Following the US election outcome the French hard-left party, La France Insoumise (LFI), has called for a shift towards left-wing "radicalism" to counter the far right. (Photo by Sylvain Lefevre/Getty Images)

News

Trump’s election spurs France’s LFI to call for more left-wing ‘radicalism’

Share

Following the President-elect Donald Trump’s victory in the United States, the French hard-left party La France Insoumise (LFI) has called for a shift towards left-wing “radicalism” to counter the far-right.

The party has urged the French Left to break from Liberalism if it hoped to win what it called the ideological battle, further distancing itself from France’s mainstream Socialist Party.

“Trump did Trump, and Kamala Harris did Hollande [Former French Socialist President],” snapped LFI’s MP Antoine Leaumant on November 6. 

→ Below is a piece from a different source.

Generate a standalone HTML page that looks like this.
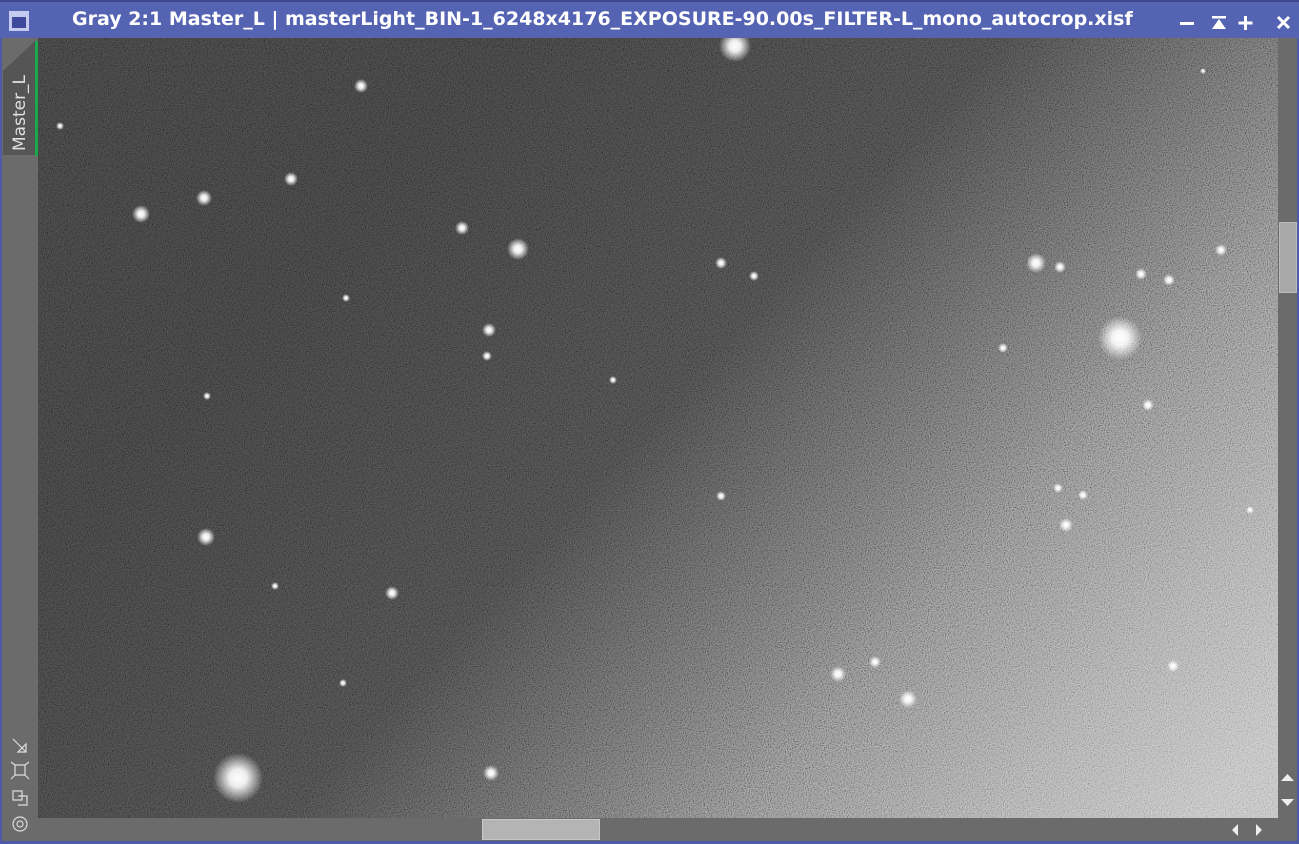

“There is also a concern in France that some people want to follow this path to the Left, a soft, flexible path, which in the end brings the extreme right to power,” he added.

According to the hard-left party, “only a radical and popular left can win against the far-right”.

In a statement published on November 6, the party argued: “The political lessons from this [US] election are clear. Without a bold platform that embraces widespread aspirations for social and fiscal justice, anti-racist efforts and job re-localisation, particularly in industry, the Left cannot defeat the far-right.

“The Democrats offered nothing but a continuation of [outgoing US president] Joe Biden’s neo-Liberal policies, anti-immigrant rhetoric and the lack of a significant plan against climate change,” it added.

LFI’s standpoint has stirred up some controversy on the French Left.

“The reaction of the Insoumis [LFI] to the election of Trump is to attack the rest of the Left and the environmentalists! Distressing! Pathetic!” stated Greens MEP Senator Yannick Jadot on November 6.

For the leader of LFI, Jean-Luc Mélenchon, the US Democrats lost because they were not visible enough.

“The US could not choose the Left — there was none,” he also said on November 6.

“When there is no Left, there is no limit to the right. When there is no programme battle, the election becomes a casting [based on personality]. Trump’s victory is the unstoppable consequence of this situation,” he added.

Mélenchon’s words resonated with those of Bernie Sanders, the 2016 Democratic presidential contender and a current US Senator.

“It should come as no great surprise that a Democratic Party which has abandoned working class people would find that the working class has abandoned them,” said Sanders on social media.

While LFI and more progressive US Democrats such as Sanders have advocated for a political focus on workers’ rights and associated grassroots campaigns, others have said they felt that approach was now outdated following Trump’s victory.

Prior to the outcome of the US election, European People’s Party MEP Banko Grims had said he believed a Trump victory would shift Europe and the entire world away from “cultural Marxism”.